2015-09-08 Thread Tetsuya Mukawa
On 2015/09/07 14:54, Xie, Huawei wrote:
> On 8/26/2015 5:23 PM, Tetsuya Mukawa wrote:
>> On 2015/08/25 18:56, Xie, Huawei wrote:
>>> On 8/25/2015 10:59 AM, Tetsuya Mukawa wrote:
 Hi Xie and Yanping,


 May I ask you some questions?
 It seems we are also developing an almost same one.
>>> Good to know that we are tackling the same problem and have the similar
>>> idea.
>>> What is your status now? We had the POC running, and compliant with
>>> dpdkvhost.
>>> Interrupt like notification isn't supported.
>> We implemented vhost PMD first, so we just start implementing it.
>>
 On 2015/08/20 19:14, Xie, Huawei wrote:
> Added dev at dpdk.org
>
> On 8/20/2015 6:04 PM, Xie, Huawei wrote:
>> Yanping:
>> I read your mail, seems what we did are quite similar. Here i wrote a
>> quick mail to describe our design. Let me know if it is the same thing.
>>
>> Problem Statement:
>> We don't have a high performance networking interface in container for
>> NFV. Current veth pair based interface couldn't be easily accelerated.
>>
>> The key components involved:
>> 1.DPDK based virtio PMD driver in container.
>> 2.device simulation framework in container.
>> 3.dpdk(or kernel) vhost running in host.
>>
>> How virtio is created?
>> A:  There is no "real" virtio-pci device in container environment.
>> 1). Host maintains pools of memories, and shares memory to container.
>> This could be accomplished through host share a huge page file to 
>> container.
>> 2). Containers creates virtio rings based on the shared memory.
>> 3). Container creates mbuf memory pools on the shared memory.
>> 4) Container send the memory and vring information to vhost through
>> vhost message. This could be done either through ioctl call or vhost
>> user message.
>>
>> How vhost message is sent?
>> A: There are two alternative ways to do this.
>> 1) The customized virtio PMD is responsible for all the vring creation,
>> and vhost message sending.
 Above is our approach so far.
 It seems Yanping also takes this kind of approach.
 We are using vhost-user functionality instead of using the vhost-net
 kernel module.
 Probably this is the difference between Yanping and us.
>>> In my current implementation, the device simulation layer talks to "user
>>> space" vhost through cuse interface.

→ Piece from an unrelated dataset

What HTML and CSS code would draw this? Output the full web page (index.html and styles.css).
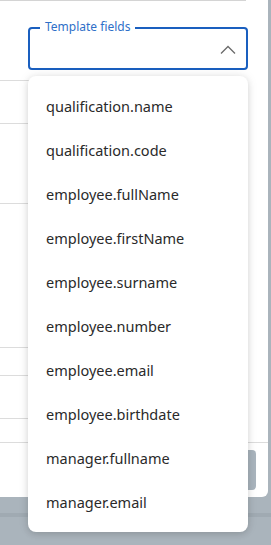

It could also be done through vhost
>>> user socket. This isn't the key point.
>>> Here vhost-user is kind of confusing, maybe user space vhost is more
>>> accurate, either cuse or unix domain socket. :).
>>>
>>> As for yanping, they are now connecting to vhost-net kernel module, but
>>> they are also trying to connect to "user space" vhost.  Correct me if wrong.
>>> Yes, there is some difference between these two. Vhost-net kernel module
>>> could directly access other process's memory, while using
>>> vhost-user(cuse/user), we need do the memory mapping.
 BTW, we are going to submit a vhost PMD for DPDK-2.2.
 This PMD is implemented on librte_vhost.
 It allows DPDK application to handle a vhost-user(cuse) backend as a
 normal NIC port.
 This PMD should work with both Xie and Yanping approach.
 (In the case of Yanping approach, we may need vhost-cuse)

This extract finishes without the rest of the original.